Here's where most of the differences lie. But first, let's cover what's the same. Mangold's commentary track appears on both the previous release and this Extended Cut. Both have a feature on Folsom Prison and both include "Celebrating the Man in Black" (a making-of short feature) and "Ring of Fire: the Passion of Johnny Cash and June Carter."

As for differences, the previous releases had 10 deleted scenes, and we're down to "two more" on this one, for obvious reasons.

The two-disc Collector's Edition had three extended musical sequences (Phoenix on "Rock and Roll Ruby" and "Cocaine Blues," and Phoenix and Witherspoon together on "Jackson") whereas this new edition has those three PLUS Witherspoon on "Jukebox Blues," "Phoenix on "Get Rhythm," Waylon Payne (as Jerry Lee Lewis) on "Lewis Boogie," and Tyler Hilton (as Elvis) on "That's Alright Mama."

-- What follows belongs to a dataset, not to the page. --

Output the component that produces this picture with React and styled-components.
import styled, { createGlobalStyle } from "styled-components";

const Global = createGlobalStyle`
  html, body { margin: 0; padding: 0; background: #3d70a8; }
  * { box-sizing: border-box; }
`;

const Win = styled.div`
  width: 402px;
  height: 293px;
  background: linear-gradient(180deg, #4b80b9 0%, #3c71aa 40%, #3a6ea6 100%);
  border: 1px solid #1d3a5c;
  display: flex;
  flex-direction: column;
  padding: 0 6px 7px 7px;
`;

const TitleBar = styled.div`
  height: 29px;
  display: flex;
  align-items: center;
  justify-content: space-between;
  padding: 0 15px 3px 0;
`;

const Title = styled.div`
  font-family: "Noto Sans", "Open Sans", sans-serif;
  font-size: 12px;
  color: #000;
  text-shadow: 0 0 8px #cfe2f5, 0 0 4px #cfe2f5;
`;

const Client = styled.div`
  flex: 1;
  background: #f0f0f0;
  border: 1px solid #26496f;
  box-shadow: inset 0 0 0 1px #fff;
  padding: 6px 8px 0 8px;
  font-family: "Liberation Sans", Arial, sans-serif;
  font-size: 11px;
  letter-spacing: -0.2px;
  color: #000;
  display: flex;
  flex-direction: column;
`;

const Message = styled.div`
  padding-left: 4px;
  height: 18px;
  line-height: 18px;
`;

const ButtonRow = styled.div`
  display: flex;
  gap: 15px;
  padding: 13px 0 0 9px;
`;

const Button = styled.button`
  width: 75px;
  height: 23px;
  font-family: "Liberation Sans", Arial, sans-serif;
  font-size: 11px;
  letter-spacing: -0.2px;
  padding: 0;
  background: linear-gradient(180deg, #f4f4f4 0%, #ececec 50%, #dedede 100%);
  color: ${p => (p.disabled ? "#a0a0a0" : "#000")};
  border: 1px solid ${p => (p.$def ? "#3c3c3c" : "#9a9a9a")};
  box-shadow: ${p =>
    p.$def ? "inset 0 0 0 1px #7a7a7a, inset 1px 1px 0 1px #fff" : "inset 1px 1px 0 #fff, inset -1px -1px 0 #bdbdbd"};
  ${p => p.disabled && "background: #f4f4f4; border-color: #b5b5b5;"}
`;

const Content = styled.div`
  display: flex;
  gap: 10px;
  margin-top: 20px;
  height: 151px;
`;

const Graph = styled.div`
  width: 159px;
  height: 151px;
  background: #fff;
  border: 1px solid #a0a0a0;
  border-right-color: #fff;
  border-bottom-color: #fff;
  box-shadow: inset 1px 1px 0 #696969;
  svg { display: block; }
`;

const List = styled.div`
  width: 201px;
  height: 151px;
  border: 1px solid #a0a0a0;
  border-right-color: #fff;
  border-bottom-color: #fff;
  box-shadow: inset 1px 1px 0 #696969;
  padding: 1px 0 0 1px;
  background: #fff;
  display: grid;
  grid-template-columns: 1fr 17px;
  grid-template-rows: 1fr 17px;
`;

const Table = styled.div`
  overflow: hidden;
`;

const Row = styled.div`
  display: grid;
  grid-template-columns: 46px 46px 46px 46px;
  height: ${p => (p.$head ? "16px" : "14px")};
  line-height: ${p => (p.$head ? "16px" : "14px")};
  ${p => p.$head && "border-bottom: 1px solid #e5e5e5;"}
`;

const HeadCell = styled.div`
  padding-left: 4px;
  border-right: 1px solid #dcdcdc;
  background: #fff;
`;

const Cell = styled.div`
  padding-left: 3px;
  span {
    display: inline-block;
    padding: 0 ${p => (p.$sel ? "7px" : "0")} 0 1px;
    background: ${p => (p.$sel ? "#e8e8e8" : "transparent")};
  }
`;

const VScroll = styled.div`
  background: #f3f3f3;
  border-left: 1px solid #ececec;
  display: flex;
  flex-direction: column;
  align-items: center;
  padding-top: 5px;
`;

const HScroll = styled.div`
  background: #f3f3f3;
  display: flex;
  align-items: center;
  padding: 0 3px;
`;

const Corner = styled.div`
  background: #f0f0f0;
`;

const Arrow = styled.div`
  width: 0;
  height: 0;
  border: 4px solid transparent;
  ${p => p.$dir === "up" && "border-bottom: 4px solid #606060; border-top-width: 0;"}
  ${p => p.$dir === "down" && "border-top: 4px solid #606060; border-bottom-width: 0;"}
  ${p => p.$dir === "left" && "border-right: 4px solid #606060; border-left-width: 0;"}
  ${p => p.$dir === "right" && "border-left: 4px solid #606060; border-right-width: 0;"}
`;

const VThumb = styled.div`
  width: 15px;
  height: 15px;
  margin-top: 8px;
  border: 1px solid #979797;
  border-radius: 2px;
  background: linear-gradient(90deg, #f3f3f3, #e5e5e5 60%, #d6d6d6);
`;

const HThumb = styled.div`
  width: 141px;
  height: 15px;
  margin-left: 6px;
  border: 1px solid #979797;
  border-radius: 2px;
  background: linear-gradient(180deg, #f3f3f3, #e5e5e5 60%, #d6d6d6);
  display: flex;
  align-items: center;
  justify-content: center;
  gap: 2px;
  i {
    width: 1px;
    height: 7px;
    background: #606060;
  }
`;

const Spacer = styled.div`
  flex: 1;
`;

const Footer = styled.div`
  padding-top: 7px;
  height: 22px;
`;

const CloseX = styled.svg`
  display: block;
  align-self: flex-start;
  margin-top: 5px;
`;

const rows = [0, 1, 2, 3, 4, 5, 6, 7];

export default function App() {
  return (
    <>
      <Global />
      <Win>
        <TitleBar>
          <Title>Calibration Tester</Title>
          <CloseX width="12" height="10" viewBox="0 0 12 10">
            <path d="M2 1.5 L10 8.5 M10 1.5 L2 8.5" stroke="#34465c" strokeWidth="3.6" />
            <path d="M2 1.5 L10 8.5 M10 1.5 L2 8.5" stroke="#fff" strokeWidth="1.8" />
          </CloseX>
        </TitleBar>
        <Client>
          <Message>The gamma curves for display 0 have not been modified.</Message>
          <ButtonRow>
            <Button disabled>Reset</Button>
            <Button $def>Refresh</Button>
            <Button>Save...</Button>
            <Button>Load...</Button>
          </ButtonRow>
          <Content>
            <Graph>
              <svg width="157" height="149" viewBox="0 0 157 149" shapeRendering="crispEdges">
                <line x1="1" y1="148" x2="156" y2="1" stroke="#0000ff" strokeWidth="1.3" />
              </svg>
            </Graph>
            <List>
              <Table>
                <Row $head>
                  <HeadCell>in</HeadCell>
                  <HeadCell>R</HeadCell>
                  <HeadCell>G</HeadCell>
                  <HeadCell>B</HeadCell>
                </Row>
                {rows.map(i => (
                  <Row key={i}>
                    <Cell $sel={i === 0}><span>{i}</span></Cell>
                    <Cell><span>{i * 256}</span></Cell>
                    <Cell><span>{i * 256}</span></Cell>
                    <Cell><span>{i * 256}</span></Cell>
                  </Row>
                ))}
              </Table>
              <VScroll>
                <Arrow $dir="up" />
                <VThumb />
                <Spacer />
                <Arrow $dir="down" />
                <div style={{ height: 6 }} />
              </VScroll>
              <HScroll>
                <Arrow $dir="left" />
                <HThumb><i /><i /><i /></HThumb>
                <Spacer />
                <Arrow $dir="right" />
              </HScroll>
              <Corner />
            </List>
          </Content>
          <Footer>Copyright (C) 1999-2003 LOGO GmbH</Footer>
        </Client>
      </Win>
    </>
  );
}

One of the best added features is "Sun Records: The Johnny Cash Sound," which gives a nice capsule summary of how important Sam Phillips was to the music industry and to the people he helped discover. It's not just a voiceover narrator and a still montage, either. There are talking heads, with Kris Kristofferson appearing and also Scotty Moore, Elvis's guitarist. Kristofferson reappears along with people like Willie Nelson, Kid Rock, Merle Haggard, and a few fellows from Rolling Stone to talk about "The Cash Legacy." And finally, there's another short feature on "Cash and his Faith" that's been added.

Bottom line:
Joaquin Phoenix is fantastic as John R. Cash, and "Walk the Line" is without a doubt one of the best musician biopics I've seen--though the formula peeks through like ribs on a dog. But Reese Witherspoon really takes her acting to another level with this film, bringing an electricity to the part of June Carter that really did merit an Academy Award. As for the editions, it's going to be a matter of choice. This Extended Cut has more bonus features and weaves eight of ten deleted scenes into the film. Some are going to want this new edition, while others (myself included) will be perfectly content to have the already-long theatrical version in the 2-Disc Collector's Edition.